---------- Recorded data ----------

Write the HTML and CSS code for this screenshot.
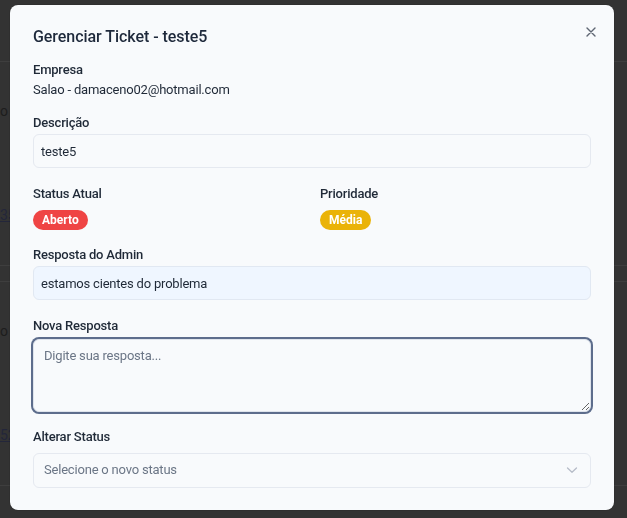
FILE: index.html
```html
<!DOCTYPE html>
<html lang="pt-BR">
<head>
<meta charset="utf-8">
<title>Gerenciar Ticket</title>
<link rel="stylesheet" href="styles.css">
</head>
<body>
<div class="page">
  <div class="row row-head"></div>
  <div class="row row-item">
    <span class="cell">o</span>
    <span class="cell link">35</span>
  </div>
  <div class="row row-gap"></div>
  <div class="row row-item">
    <span class="cell">o</span>
    <span class="cell link">52</span>
  </div>
</div>
<div class="overlay">
  <div class="modal">
    <button class="close" aria-label="Fechar">
      <svg width="10" height="10" viewBox="0 0 10 10"><path d="M1 1L9 9M9 1L1 9" stroke="#5f6673" stroke-width="1.4" stroke-linecap="round" fill="none"/></svg>
    </button>
    <h2 class="title">Gerenciar Ticket - teste5</h2>

    <div class="field f-empresa">
      <div class="label">Empresa</div>
      <div class="value">Salao - damaceno02@hotmail.com</div>
    </div>

    <div class="field f-desc">
      <div class="label">Descrição</div>
      <div class="box">teste5</div>
    </div>

    <div class="field f-status two-col">
      <div>
        <div class="label">Status Atual</div>
        <span class="badge red">Aberto</span>
      </div>
      <div>
        <div class="label">Prioridade</div>
        <span class="badge yellow">Média</span>
      </div>
    </div>

    <div class="field f-resp">
      <div class="label">Resposta do Admin</div>
      <div class="box blue">estamos cientes do problema</div>
    </div>

    <div class="field f-nova">
      <div class="label">Nova Resposta</div>
      <textarea class="textarea" placeholder="Digite sua resposta..."></textarea>
    </div>

    <div class="field f-alt">
      <div class="label">Alterar Status</div>
      <div class="select">
        <span>Selecione o novo status</span>
        <svg width="12" height="8" viewBox="0 0 12 8"><path d="M1.5 2L6 6.2L10.5 2" stroke="#b6bcc8" stroke-width="1.3" fill="none" stroke-linecap="round" stroke-linejoin="round"/></svg>
      </div>
    </div>
  </div>
</div>
</body>
</html>
```
FILE: styles.css
```css
* { box-sizing: border-box; }
html, body { margin: 0; height: 100%; }
body {
  background: #333333;
  font-family: Roboto, "Noto Sans", sans-serif;
  overflow: hidden;
}
.row {
  border-bottom: 1px solid #3e3e3e;
}
.row-head { height: 62px; }
.row-item {
  height: 204px;
  display: flex;
  flex-direction: column;
  gap: 86px;
  padding-top: 40px;
}
.row-gap { height: 16px; }
.cell {
  display: block;
  font-size: 14px;
  line-height: 18px;
  color: #1d1d1d;
}
.link { text-decoration: underline; color: #23263a; }

.overlay {
  position: fixed;
  inset: 0;
  padding: 5px 13px 0 10px;
}
.modal {
  position: relative;
  width: 604px;
  height: 505px;
  background: #f8fafc;
  border-radius: 8px;
  padding: 20px 23px 22px 23px;
  color: #1f2937;
  box-shadow: 0 0 0 1px rgba(0,0,0,0.08);
}
.close {
  position: absolute;
  top: 22px;
  right: 18px;
  width: 10px;
  height: 10px;
  padding: 0;
  border: 0;
  background: none;
  display: flex;
}
.title {
  margin: 0;
  font-size: 16px;
  line-height: 24px;
  font-weight: 500;
  letter-spacing: -0.05px;
  color: #1e293b;
}
.label, .value, .box, .textarea, .select {
  font-size: 13px;
  letter-spacing: -0.2px;
}
.label {
  line-height: 20px;
  font-weight: 500;
  color: #1f2937;
}
.value {
  line-height: 20px;
  color: #1f2937;
}
.f-empresa { margin-top: 11px; }
.f-desc { margin-top: 13px; }
.f-desc .box { margin-top: 1px; }
.f-status { margin-top: 16px; }
.f-resp { margin-top: 15px; }
.f-resp .box { margin-top: 1px; }
.f-nova { margin-top: 16px; }
.f-alt { margin-top: 15px; }

.two-col {
  display: grid;
  grid-template-columns: 1fr 1fr;
  column-gap: 16px;
}
.box {
  height: 34px;
  border: 1px solid #e5e9f0;
  border-radius: 6px;
  padding: 0 7px;
  display: flex;
  align-items: center;
  color: #1f2937;
  background: #f8fafc;
}
.box.blue { background: #eff6ff; border-color: #e1e8f2; }
.badge {
  display: inline-flex;
  align-items: center;
  height: 20px;
  margin-top: 6px;
  padding: 0 9px;
  border-radius: 10px;
  font-size: 12px;
  font-weight: 700;
  color: #ffffff;
}
.badge.red { background: #ef4444; }
.badge.yellow { background: #eab308; }

.textarea {
  display: block;
  width: 100%;
  height: 73px;
  margin-top: 3px;
  border: 1px solid #dfe4ec;
  border-radius: 6px;
  box-shadow: 0 0 0 2px #5d6d8c;
  background: #f8fafc;
  padding: 8px 10px;
  font-family: inherit;
  color: #1f2937;
  resize: vertical;
  outline: none;
}
.textarea::placeholder { color: #6b7686; }

.select {
  height: 35px;
  margin-top: 6px;
  border: 1px solid #e5e9f0;
  border-radius: 6px;
  padding: 0 12px 2px 10px;
  display: flex;
  align-items: center;
  justify-content: space-between;
  color: #6b7686;
}
```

----------

To be done
Extract the full listing above verbatim; pictures are to be left out of the copy.

The output
Write the HTML and CSS code for this screenshot.
FILE: index.html
```html
<!DOCTYPE html>
<html lang="pt-BR">
<head>
<meta charset="utf-8">
<title>Gerenciar Ticket</title>
<link rel="stylesheet" href="styles.css">
</head>
<body>
<div class="page">
  <div class="row row-head"></div>
  <div class="row row-item">
    <span class="cell">o</span>
    <span class="cell link">35</span>
  </div>
  <div class="row row-gap"></div>
  <div class="row row-item">
    <span class="cell">o</span>
    <span class="cell link">52</span>
  </div>
</div>
<div class="overlay">
  <div class="modal">
    <button class="close" aria-label="Fechar">
      <svg width="10" height="10" viewBox="0 0 10 10"><path d="M1 1L9 9M9 1L1 9" stroke="#5f6673" stroke-width="1.4" stroke-linecap="round" fill="none"/></svg>
    </button>
    <h2 class="title">Gerenciar Ticket - teste5</h2>

    <div class="field f-empresa">
      <div class="label">Empresa</div>
      <div class="value">Salao - damaceno02@hotmail.com</div>
    </div>

    <div class="field f-desc">
      <div class="label">Descrição</div>
      <div class="box">teste5</div>
    </div>

    <div class="field f-status two-col">
      <div>
        <div class="label">Status Atual</div>
        <span class="badge red">Aberto</span>
      </div>
      <div>
        <div class="label">Prioridade</div>
        <span class="badge yellow">Média</span>
      </div>
    </div>

    <div class="field f-resp">
      <div class="label">Resposta do Admin</div>
      <div class="box blue">estamos cientes do problema</div>
    </div>

    <div class="field f-nova">
      <div class="label">Nova Resposta</div>
      <textarea class="textarea" placeholder="Digite sua resposta..."></textarea>
    </div>

    <div class="field f-alt">
      <div class="label">Alterar Status</div>
      <div class="select">
        <span>Selecione o novo status</span>
        <svg width="12" height="8" viewBox="0 0 12 8"><path d="M1.5 2L6 6.2L10.5 2" stroke="#b6bcc8" stroke-width="1.3" fill="none" stroke-linecap="round" stroke-linejoin="round"/></svg>
      </div>
    </div>
  </div>
</div>
</body>
</html>
```
FILE: styles.css
```css
* { box-sizing: border-box; }
html, body { margin: 0; height: 100%; }
body {
  background: #333333;
  font-family: Roboto, "Noto Sans", sans-serif;
  overflow: hidden;
}
.row {
  border-bottom: 1px solid #3e3e3e;
}
.row-head { height: 62px; }
.row-item {
  height: 204px;
  display: flex;
  flex-direction: column;
  gap: 86px;
  padding-top: 40px;
}
.row-gap { height: 16px; }
.cell {
  display: block;
  font-size: 14px;
  line-height: 18px;
  color: #1d1d1d;
}
.link { text-decoration: underline; color: #23263a; }

.overlay {
  position: fixed;
  inset: 0;
  padding: 5px 13px 0 10px;
}
.modal {
  position: relative;
  width: 604px;
  height: 505px;
  background: #f8fafc;
  border-radius: 8px;
  padding: 20px 23px 22px 23px;
  color: #1f2937;
  box-shadow: 0 0 0 1px rgba(0,0,0,0.08);
}
.close {
  position: absolute;
  top: 22px;
  right: 18px;
  width: 10px;
  height: 10px;
  padding: 0;
  border: 0;
  background: none;
  display: flex;
}
.title {
  margin: 0;
  font-size: 16px;
  line-height: 24px;
  font-weight: 500;
  letter-spacing: -0.05px;
  color: #1e293b;
}
.label, .value, .box, .textarea, .select {
  font-size: 13px;
  letter-spacing: -0.2px;
}
.label {
  line-height: 20px;
  font-weight: 500;
  color: #1f2937;
}
.value {
  line-height: 20px;
  color: #1f2937;
}
.f-empresa { margin-top: 11px; }
.f-desc { margin-top: 13px; }
.f-desc .box { margin-top: 1px; }
.f-status { margin-top: 16px; }
.f-resp { margin-top: 15px; }
.f-resp .box { margin-top: 1px; }
.f-nova { margin-top: 16px; }
.f-alt { margin-top: 15px; }

.two-col {
  display: grid;
  grid-template-columns: 1fr 1fr;
  column-gap: 16px;
}
.box {
  height: 34px;
  border: 1px solid #e5e9f0;
  border-radius: 6px;
  padding: 0 7px;
  display: flex;
  align-items: center;
  color: #1f2937;
  background: #f8fafc;
}
.box.blue { background: #eff6ff; border-color: #e1e8f2; }
.badge {
  display: inline-flex;
  align-items: center;
  height: 20px;
  margin-top: 6px;
  padding: 0 9px;
  border-radius: 10px;
  font-size: 12px;
  font-weight: 700;
  color: #ffffff;
}
.badge.red { background: #ef4444; }
.badge.yellow { background: #eab308; }

.textarea {
  display: block;
  width: 100%;
  height: 73px;
  margin-top: 3px;
  border: 1px solid #dfe4ec;
  border-radius: 6px;
  box-shadow: 0 0 0 2px #5d6d8c;
  background: #f8fafc;
  padding: 8px 10px;
  font-family: inherit;
  color: #1f2937;
  resize: vertical;
  outline: none;
}
.textarea::placeholder { color: #6b7686; }

.select {
  height: 35px;
  margin-top: 6px;
  border: 1px solid #e5e9f0;
  border-radius: 6px;
  padding: 0 12px 2px 10px;
  display: flex;
  align-items: center;
  justify-content: space-between;
  color: #6b7686;
}
```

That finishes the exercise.